Ask yourself: Why am I investing?

Young, long-term investors should generally ensure their fund — whether TDF or otherwise — has a high allocation to stocks, around 90% or more, said McClanahan, a member of CNBC’s Advisor Council.

Retirement investors under age 50 would likely be well-suited with a portfolio tilted mostly to stocks, with some cash reserves set aside in the event of emergencies like job loss or health issues, Benz said.

You don’t need to be a rocket scientist.

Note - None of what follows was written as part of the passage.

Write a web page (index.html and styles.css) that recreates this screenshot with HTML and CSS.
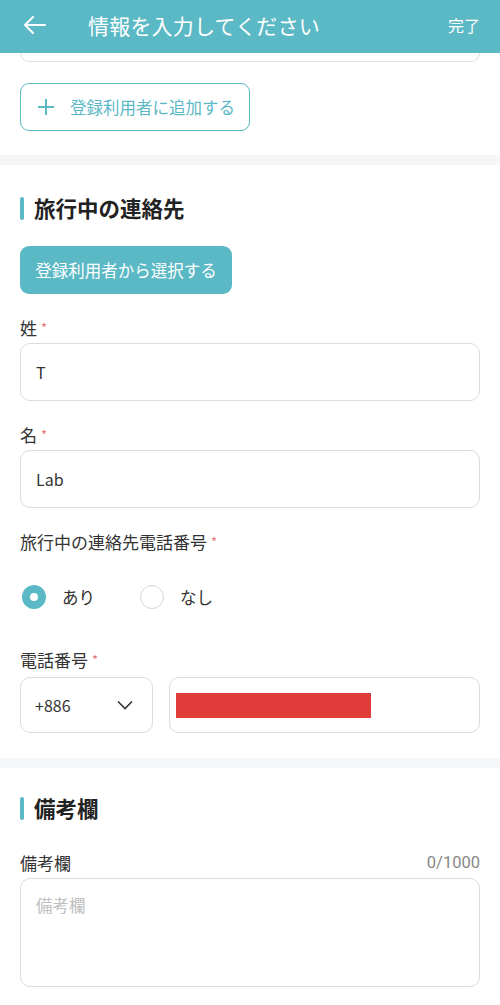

Investing is not a game where the guy with the 160 IQ beats the guy with 130 IQ.

Warren Buffett

chairman and CEO of Berkshire Hathaway

One caveat: Investors saving for a short- or intermediate-term need — maybe a house or car — would likely be better served putting allotted money in safer vehicles like money market accounts or certificates of deposit, McClanahan said.

The easiest place for long-term investors to save is a workplace retirement plan like a 401(k) plan. Those with an employer match should aim to invest at least enough to get the full match, McClanahan said.

“Where else do you get 100% on your money?” she said.

Investors who don’t have access to a 401(k)-type plan can instead save in an individual retirement account — another type of tax-preferred retirement account — and set up automatic deposit, McClanahan said.

TDF investors who save in a taxable brokerage account may get hit with an unexpected tax bill, experts said. Because TDFs regularly rebalance, there are likely to be transactions within the fund that trigger capital-gains taxes if not held in a tax-advantaged retirement account.